ADDIS ABEBA: Près de 200 jeunes enfants sont morts de faim au Tigré, région du nord de l'Ethiopie en proie depuis un an à la guerre et où la malnutrition s'aggrave, selon une étude menée par des médecins et chercheurs locaux et qu'ils ont détaillée en exclusivité à l'AFP.
Les données de cette enquête offrent une perspective rare sur la situation de la famine au Tigré, où les communications ont été coupées et qui est soumis selon l'Onu à un blocage de fait de l'aide humanitaire, entraînant une pénurie de vivres et de médicaments.

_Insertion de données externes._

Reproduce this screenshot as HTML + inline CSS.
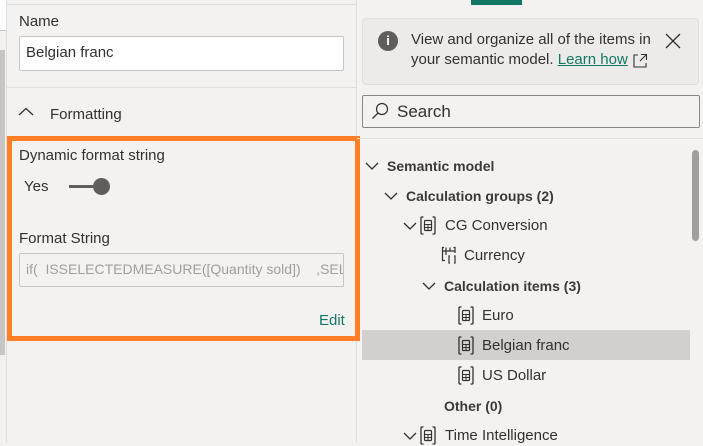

Mais ce bilan n'est probablement pas exhaustif, la plupart des hôpitaux n'étant plus fonctionnels et la moitié des districts du Tigré ne pouvant être atteints, affirme dans une interview Hagos Godefay qui dirigeait avant la guerre les services de santé de la région.
L'essentiel du Tigré est actuellement sous le contrôle du Front populaire de libération du Tigré (TPLF), parti qui dirigeait cette région avant le début du conflit et est désormais considéré comme "terroriste" par Addis Abeba.
"Nous avons recensé plus de 186 décès" d'enfants de moins de cinq ans, dus à une malnutrition sévère, déclare M. Hagos, lui-même médecin.
L'étude, réalisée dans 14 hôpitaux et auprès de familles tigréennes par des médecins et des chercheurs de l'université de Mekele, souligne également qu'environ 29% des enfants souffrent de malnutrition aigüe, contre 9% avant la guerre, ajoute-t-il.
S'agissant de la malnutrition aigüe sévère, le chiffre est de 7,1%, contre 1,3% avant la guerre, dit-il.
Seuls 14% des ménages qui ont participé à l'étude ont un accès suffisant à la nourriture, contre 60% auparavant, précise-t-il se disant inquiet pour la situation des zones inaccessibles.
"Pour ces zones (...) on peut seulement imaginer combien d'enfants sont en train de mourir de faim. Ils vivent dans des zones isolées, il n'y a pas d'eau, pas de communication, pas de structures de santé", affirme-t-il.
"Je vous le dis, si nous allons dans les zones isolées, cela doublera (le chiffre), c'est certain."
«C'est catastrophique»
Le Premier ministre éthiopien Abiy Ahmed a envoyé l'armée au Tigré en novembre 2020 pour destituer le TPLF, l'accusant d'avoir attaqué des camps militaires.
Le prix Nobel de la paix 2019 avait promis une victoire rapide mais, après avoir repris fin juin la majeure partie du Tigré, le TPLF a avancé dans les régions voisines de l'Amhara et de l'Afar.
Moins de 15% de l'aide nécessaire a pu parvenir au Tigré depuis mi-juillet, selon l'ONU, alimentant les craintes d'une famine de grande ampleur, à l'image de celle qu'a connu l'Ethiopie dans les années 1980.
Plus de 400 000 personnes sont au bord de la famine au Tigré, selon l'organisation mondiale.
L'AFP a par le passé fait état de décès causés par la famine dans de multiples zones du Tigré, décrivant notamment des mères contraintes de nourrir leurs enfants avec des feuilles pour tenter de les garder en vie.
L'étude couvre une période de quatre mois, entre fin juin - lorsque le TPLF a repris le contrôle de Mekele - et fin octobre.
Selon elle, les 14 hôpitaux qui fonctionnent encore dans la région enregistrent tous entre trois et quatre morts par semaine de maladies théoriquement curables, comme la pneumonie ou la diarrhée.
M. Hagos ajoute être particulièrement inquiet pour des dizaines de milliers de Tigréens suivis pour des maladies chroniques, dont 55.000 patients atteints du VIH.
"Si nous ne sommes pas capables de nous en occuper, si nous ne sommes pas capables de leur fournir des médicaments (...) c'est catastrophique", dit-il.
Médecins «frustrés»
Gouvernement et TPLF se rejettent la responsabilité des difficultés d'accès de l'aide au Tigré.
Dans une récente interview à CNN, la porte-parole de M. Abiy, Billene Seyoum, a à nouveau fait porter "la responsabilité de l'accès humanitaire (...) sur le TPLF".
Les Etats-Unis ont eux fait état du refus du gouvernement éthiopien de permettre l'accès des fournitures et services essentiels au Tigré, dénonçant ce qui s'apparente à "un siège".
Selon M. Hagos, le peu d'hôpitaux en fonctionnement, la suspension des services bancaires et l'absence de stocks de fournitures limitent la marge de manoeuvre des personnels de santé.
"L'engagement du secteur sanitaire est vraiment incroyable. Ils veulent juste travailler, même sans salaire", dit-il, qualifiant la situation actuelle de "punition collective" contre la population du Tigré.